■ Exercise objective
Locate all lines with the word "that" and copy them out.

■ Information supplied

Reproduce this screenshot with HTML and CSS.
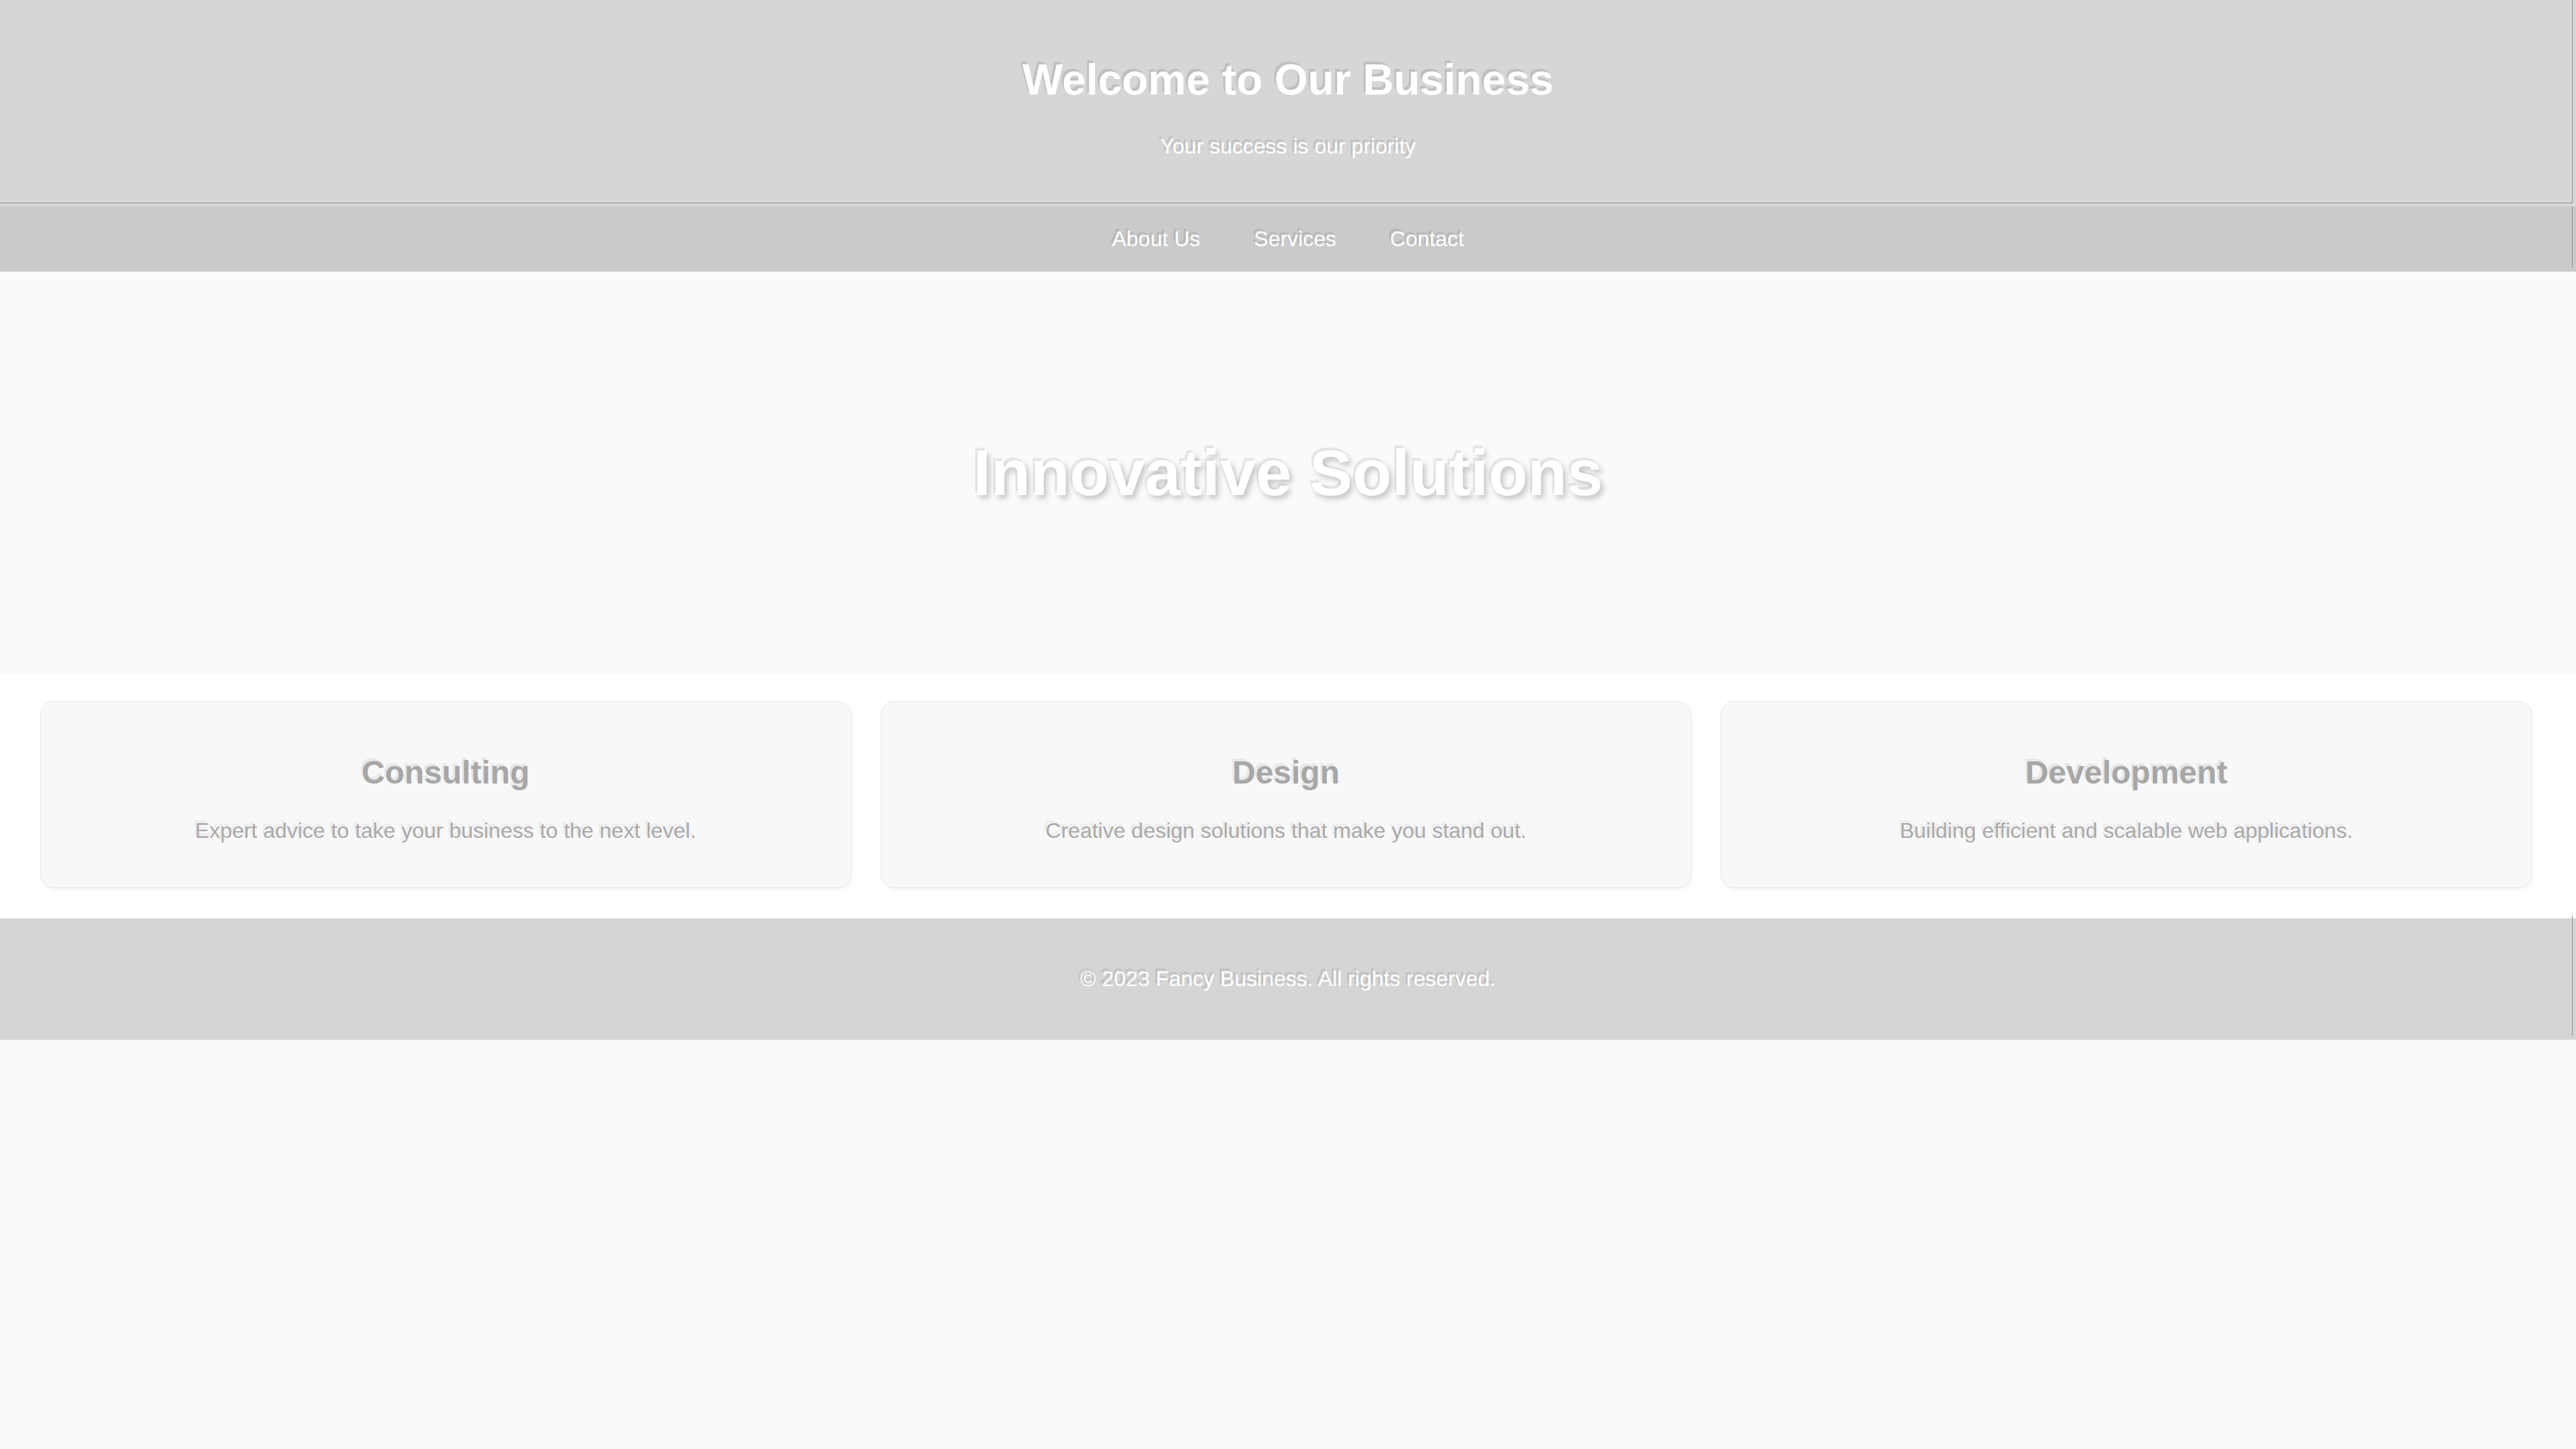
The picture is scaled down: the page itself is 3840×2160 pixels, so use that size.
FILE: index.html
```html
<!DOCTYPE html>
<html lang="en">
<head>
<meta charset="utf-8">
<title>Fancy Business</title>
<link rel="stylesheet" href="styles.css">
</head>
<body>
<header class="site-header">
  <h1 class="site-title">Welcome to Our Business</h1>
  <p class="site-tagline">Your success is our priority</p>
</header>
<nav class="site-nav">
  <a class="nav-link" href="#about">About Us</a>
  <a class="nav-link" href="#services">Services</a>
  <a class="nav-link" href="#contact">Contact</a>
</nav>
<section class="hero">
  <h2 class="hero-title">Innovative Solutions</h2>
</section>
<section class="services">
  <div class="card">
    <h3 class="card-title">Consulting</h3>
    <p class="card-text">Expert advice to take your business to the next level.</p>
  </div>
  <div class="card">
    <h3 class="card-title">Design</h3>
    <p class="card-text">Creative design solutions that make you stand out.</p>
  </div>
  <div class="card">
    <h3 class="card-title">Development</h3>
    <p class="card-text">Building efficient and scalable web applications.</p>
  </div>
</section>
<footer class="site-footer">
  <p class="footer-text">© 2023 Fancy Business. All rights reserved.</p>
</footer>
</body>
</html>
```

FILE: styles.css
```css
html, body {
  margin: 0;
  padding: 0;
}

body {
  background: #fafafa;
  font-family: "Liberation Sans", Arial, sans-serif;
  line-height: 1.15;
}

.site-header {
  position: relative;
  background: #d6d6d6;
  color: #ffffff;
  text-align: center;
  padding: 40px 0;
}

.site-header::after {
  content: "";
  position: absolute;
  top: 0;
  left: 0;
  right: 5px;
  bottom: 5px;
  border-right: 1px solid #8f8f8f;
  border-bottom: 1px solid #8f8f8f;
  pointer-events: none;
}

.site-title {
  margin: 43px 0 43px;
  font-size: 64px;
  font-weight: bold;
  text-shadow: -3px -4px 1px rgba(90, 90, 90, 0.18);
}

.site-tagline {
  margin: 0 0 32px;
  font-size: 32px;
  text-shadow: -3px -4px 1px rgba(90, 90, 90, 0.18);
}

.site-nav {
  position: relative;
  background: #cacaca;
  display: flex;
  justify-content: center;
  padding: 30px 0;
}

.site-nav::after {
  content: "";
  position: absolute;
  top: 0;
  right: 5px;
  bottom: 6px;
  border-right: 1px solid #8f8f8f;
  pointer-events: none;
}

.nav-link {
  color: #ffffff;
  text-decoration: none;
  font-size: 32px;
  margin: 0 40px;
  text-shadow: -3px -4px 1px rgba(90, 90, 90, 0.18);
}

.hero {
  height: 600px;
  background: #fafafa;
  display: flex;
  align-items: center;
  justify-content: center;
}

.hero-title {
  margin: 0;
  color: #ffffff;
  font-size: 96px;
  font-weight: bold;
  text-shadow: 4px 5px 8px rgba(0, 0, 0, 0.22), -3px -4px 1px rgba(90, 90, 90, 0.12);
}

.services {
  background: #ffffff;
  display: grid;
  grid-template-columns: repeat(3, 1fr);
  gap: 44px;
  padding: 40px 66px 45px 60px;
}

.card {
  background: #f8f8f8;
  border: 1px solid #e6e6e6;
  border-radius: 20px;
  box-shadow: 3px 4px 6px rgba(0, 0, 0, 0.035);
  text-align: center;
  padding: 39px 40px 34px;
}

.card-title {
  margin: 39px 0 41px;
  font-size: 48px;
  font-weight: bold;
  color: #a7a7a7;
  text-shadow: -3px -4px 1px rgba(90, 90, 90, 0.1);
}

.card-text {
  margin: 0 0 32px;
  font-size: 32px;
  color: #a9a9a9;
  text-shadow: -3px -4px 1px rgba(90, 90, 90, 0.08);
}

.site-footer {
  position: relative;
  background: #d5d5d5;
  color: #ffffff;
  text-align: center;
  padding: 40px 0;
}

.site-footer::after {
  content: "";
  position: absolute;
  top: -4px;
  right: 5px;
  bottom: 6px;
  border-right: 1px solid #8f8f8f;
  pointer-events: none;
}

.footer-text {
  margin: 32px 0;
  font-size: 32px;
  text-shadow: -3px -4px 1px rgba(90, 90, 90, 0.18);
}
```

■ Output below
The picture is scaled down: the page itself is 3840×2160 pixels, so use that size.
    <p class="card-text">Creative design solutions that make you stand out.</p>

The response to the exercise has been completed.